[Interface markup and scripts]

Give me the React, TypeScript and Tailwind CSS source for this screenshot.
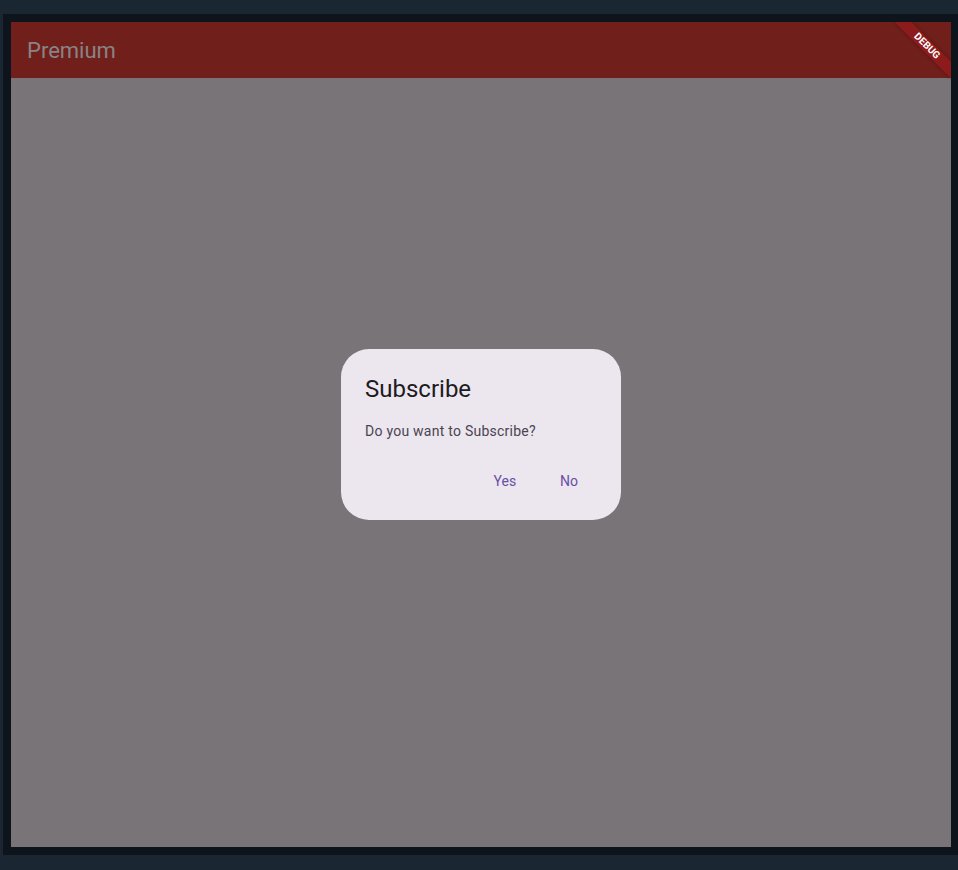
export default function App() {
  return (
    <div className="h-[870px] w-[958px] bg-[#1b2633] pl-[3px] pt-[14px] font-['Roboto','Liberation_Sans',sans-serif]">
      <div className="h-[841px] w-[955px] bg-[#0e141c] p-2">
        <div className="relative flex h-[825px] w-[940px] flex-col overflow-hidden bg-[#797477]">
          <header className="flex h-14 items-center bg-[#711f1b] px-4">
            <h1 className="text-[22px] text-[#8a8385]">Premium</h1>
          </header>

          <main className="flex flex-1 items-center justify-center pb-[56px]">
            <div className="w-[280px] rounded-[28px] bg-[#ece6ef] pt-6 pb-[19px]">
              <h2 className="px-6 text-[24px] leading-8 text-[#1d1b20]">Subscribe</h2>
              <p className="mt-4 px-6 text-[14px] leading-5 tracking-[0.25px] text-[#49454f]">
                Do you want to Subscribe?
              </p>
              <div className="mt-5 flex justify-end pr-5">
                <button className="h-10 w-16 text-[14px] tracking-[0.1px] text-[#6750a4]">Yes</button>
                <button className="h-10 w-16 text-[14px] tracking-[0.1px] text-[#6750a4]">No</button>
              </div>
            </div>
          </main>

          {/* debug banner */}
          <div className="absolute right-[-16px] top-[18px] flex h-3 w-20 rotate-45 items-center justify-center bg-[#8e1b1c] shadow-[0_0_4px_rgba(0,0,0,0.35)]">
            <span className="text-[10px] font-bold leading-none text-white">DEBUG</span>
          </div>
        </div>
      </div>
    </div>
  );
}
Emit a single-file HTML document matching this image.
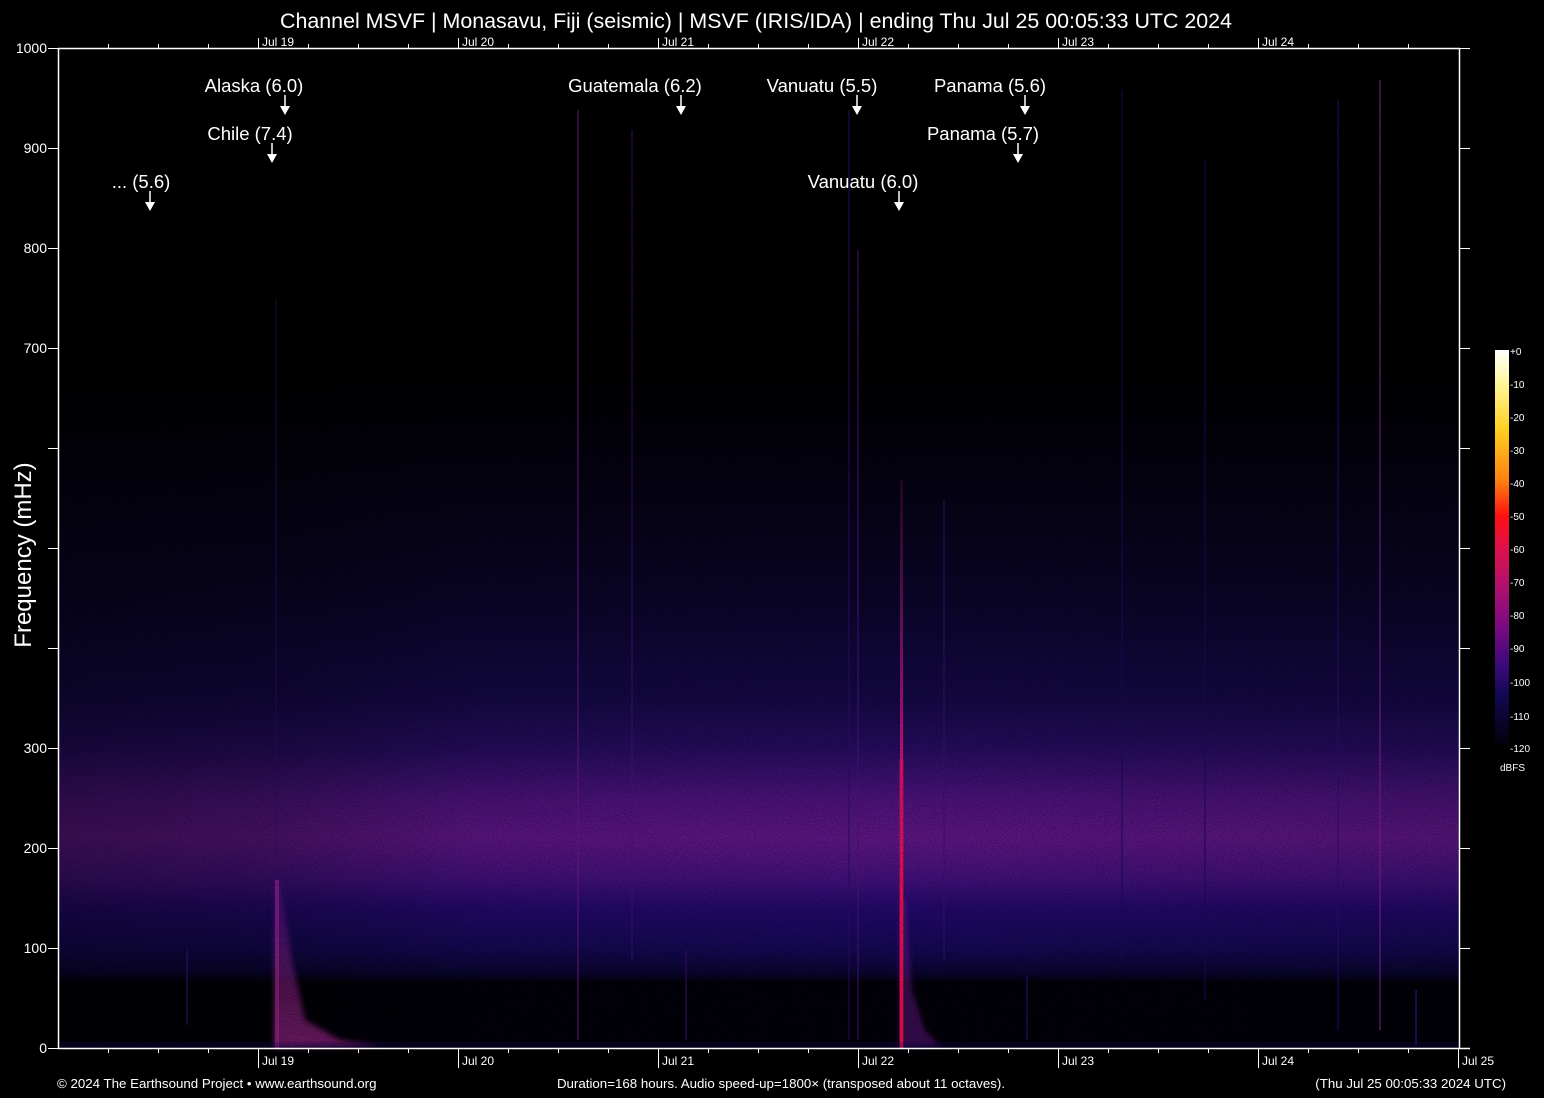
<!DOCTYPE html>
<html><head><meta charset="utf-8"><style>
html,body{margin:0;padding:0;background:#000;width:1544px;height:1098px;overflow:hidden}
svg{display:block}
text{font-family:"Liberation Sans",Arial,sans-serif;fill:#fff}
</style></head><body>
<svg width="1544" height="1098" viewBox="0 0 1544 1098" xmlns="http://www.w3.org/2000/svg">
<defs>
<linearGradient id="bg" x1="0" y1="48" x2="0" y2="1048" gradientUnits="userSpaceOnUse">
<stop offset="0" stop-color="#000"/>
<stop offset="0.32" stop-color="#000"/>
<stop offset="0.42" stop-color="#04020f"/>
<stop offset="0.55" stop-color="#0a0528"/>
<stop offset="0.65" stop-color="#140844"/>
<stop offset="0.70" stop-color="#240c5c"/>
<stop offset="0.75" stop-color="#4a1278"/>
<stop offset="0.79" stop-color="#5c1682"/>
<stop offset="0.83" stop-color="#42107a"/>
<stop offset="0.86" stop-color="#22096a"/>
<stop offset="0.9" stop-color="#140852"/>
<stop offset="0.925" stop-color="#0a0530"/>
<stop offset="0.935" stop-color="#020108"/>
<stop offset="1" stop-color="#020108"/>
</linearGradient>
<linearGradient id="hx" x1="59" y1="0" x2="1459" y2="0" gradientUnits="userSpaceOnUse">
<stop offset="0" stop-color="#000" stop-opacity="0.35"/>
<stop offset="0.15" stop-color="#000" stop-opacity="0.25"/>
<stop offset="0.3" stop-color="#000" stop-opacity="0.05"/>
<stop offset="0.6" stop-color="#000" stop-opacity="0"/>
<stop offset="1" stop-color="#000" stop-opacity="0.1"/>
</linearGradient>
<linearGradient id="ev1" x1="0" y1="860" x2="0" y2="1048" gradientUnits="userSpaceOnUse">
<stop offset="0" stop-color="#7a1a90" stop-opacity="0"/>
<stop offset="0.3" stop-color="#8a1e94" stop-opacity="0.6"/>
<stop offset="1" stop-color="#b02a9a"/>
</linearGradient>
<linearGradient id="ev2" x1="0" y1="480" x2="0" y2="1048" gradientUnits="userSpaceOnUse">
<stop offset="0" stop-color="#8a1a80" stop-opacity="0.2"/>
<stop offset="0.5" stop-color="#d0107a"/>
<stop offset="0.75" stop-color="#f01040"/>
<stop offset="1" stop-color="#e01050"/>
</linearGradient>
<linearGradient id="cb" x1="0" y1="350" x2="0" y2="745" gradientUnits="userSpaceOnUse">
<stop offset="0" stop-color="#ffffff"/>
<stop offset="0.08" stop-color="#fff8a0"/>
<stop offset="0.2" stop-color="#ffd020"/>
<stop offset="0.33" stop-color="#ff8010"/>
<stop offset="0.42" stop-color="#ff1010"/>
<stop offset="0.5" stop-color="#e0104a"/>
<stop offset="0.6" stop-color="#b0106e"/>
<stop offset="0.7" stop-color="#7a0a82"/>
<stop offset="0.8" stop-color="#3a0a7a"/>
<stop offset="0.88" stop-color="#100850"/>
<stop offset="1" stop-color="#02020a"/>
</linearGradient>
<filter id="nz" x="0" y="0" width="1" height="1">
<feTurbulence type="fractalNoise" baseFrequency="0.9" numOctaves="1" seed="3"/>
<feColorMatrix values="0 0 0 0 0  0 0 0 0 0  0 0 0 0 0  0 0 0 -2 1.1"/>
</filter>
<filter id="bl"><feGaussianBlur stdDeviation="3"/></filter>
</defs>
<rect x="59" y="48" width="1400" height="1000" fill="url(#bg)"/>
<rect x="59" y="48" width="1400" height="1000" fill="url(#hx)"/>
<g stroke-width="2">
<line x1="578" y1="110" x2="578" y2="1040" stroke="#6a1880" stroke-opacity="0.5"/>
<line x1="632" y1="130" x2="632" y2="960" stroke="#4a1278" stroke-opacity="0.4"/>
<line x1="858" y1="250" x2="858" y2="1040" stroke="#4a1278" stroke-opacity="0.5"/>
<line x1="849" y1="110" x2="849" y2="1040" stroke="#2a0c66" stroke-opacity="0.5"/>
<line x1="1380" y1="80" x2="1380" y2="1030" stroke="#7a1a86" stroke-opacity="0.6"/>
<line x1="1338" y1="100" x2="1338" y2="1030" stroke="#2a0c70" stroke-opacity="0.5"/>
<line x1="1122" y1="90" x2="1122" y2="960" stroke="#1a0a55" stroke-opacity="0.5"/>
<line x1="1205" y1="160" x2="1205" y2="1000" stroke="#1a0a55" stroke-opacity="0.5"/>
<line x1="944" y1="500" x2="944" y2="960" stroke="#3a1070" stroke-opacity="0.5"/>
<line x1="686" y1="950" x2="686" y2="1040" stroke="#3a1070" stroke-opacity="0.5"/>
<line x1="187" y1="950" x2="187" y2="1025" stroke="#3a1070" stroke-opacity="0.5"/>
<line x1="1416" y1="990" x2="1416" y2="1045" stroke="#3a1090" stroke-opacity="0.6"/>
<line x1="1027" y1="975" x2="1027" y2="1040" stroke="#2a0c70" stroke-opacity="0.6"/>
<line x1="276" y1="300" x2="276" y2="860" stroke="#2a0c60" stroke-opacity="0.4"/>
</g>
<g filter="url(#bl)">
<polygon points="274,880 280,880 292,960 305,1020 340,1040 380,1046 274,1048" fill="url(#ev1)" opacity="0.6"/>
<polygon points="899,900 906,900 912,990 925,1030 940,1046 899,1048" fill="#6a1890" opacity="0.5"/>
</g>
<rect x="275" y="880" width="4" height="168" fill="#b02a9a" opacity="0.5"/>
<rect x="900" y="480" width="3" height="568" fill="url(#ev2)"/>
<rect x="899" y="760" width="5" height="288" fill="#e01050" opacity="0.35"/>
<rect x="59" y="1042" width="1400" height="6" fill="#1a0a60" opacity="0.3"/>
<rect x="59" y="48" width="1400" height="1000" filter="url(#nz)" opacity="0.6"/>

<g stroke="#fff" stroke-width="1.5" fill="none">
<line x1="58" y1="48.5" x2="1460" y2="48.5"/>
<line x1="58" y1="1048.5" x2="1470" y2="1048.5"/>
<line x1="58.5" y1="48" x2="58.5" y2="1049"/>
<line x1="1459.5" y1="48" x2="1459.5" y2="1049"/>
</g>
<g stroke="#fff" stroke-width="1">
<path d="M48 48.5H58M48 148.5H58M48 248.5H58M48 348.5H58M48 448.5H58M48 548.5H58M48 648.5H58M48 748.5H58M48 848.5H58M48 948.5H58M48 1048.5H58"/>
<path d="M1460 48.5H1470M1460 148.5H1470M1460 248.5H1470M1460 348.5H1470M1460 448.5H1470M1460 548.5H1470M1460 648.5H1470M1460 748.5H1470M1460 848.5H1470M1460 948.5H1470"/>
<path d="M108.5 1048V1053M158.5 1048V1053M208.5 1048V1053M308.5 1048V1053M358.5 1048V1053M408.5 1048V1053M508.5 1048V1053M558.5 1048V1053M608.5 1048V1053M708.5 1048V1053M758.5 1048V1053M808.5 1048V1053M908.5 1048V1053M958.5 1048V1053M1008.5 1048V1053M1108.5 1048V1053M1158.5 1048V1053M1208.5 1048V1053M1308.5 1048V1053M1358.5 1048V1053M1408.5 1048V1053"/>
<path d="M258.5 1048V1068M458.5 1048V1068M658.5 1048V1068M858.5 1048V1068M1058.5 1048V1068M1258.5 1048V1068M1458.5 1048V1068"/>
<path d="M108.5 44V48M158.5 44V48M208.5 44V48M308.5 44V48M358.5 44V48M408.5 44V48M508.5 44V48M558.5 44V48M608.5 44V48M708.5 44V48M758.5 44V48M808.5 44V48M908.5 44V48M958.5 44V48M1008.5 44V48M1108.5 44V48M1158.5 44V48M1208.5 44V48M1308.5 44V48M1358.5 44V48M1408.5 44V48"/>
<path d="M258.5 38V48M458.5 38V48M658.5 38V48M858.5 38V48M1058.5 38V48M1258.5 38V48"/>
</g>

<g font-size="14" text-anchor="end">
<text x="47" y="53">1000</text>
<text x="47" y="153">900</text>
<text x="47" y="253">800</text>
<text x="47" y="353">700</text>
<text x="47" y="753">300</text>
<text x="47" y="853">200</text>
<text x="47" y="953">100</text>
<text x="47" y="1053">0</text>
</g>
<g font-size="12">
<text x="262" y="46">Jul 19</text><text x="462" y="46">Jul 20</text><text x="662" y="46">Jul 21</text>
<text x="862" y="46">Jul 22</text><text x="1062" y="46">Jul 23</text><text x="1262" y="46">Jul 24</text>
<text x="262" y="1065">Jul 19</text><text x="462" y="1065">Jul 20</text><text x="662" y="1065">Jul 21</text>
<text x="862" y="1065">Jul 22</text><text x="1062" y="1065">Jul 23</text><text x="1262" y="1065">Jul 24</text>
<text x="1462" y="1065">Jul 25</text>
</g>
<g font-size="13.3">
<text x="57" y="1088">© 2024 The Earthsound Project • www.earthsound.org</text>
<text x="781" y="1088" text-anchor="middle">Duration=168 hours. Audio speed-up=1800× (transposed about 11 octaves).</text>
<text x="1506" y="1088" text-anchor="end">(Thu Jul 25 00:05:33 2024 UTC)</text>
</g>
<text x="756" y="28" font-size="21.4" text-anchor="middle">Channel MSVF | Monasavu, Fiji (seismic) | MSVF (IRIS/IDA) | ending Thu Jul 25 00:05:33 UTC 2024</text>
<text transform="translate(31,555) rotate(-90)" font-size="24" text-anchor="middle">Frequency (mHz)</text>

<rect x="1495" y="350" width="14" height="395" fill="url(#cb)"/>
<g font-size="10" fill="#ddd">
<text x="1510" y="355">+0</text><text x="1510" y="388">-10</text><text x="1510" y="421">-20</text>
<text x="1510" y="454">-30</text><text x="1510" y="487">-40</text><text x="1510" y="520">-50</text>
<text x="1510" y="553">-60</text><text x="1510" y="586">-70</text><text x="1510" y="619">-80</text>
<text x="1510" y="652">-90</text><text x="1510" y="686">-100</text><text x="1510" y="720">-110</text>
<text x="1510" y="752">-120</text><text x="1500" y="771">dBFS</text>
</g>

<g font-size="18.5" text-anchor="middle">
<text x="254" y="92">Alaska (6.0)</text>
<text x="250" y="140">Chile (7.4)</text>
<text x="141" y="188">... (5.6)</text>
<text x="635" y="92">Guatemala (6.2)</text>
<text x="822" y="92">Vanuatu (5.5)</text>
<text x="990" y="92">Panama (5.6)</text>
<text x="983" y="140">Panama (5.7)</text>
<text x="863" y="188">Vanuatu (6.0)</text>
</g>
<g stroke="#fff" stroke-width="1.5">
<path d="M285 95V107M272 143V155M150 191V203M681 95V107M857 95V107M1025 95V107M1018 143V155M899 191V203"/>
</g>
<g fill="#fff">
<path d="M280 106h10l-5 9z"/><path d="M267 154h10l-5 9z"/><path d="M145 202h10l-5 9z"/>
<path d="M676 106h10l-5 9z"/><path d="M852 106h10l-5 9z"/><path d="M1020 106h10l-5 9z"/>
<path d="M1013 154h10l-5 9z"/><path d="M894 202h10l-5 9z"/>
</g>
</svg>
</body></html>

#### Goal
Pull every line containing the word "this" out of the material and copy it.

#### Exercise output
Give me the React, TypeScript and Tailwind CSS source for this screenshot.
Emit a single-file HTML document matching this image.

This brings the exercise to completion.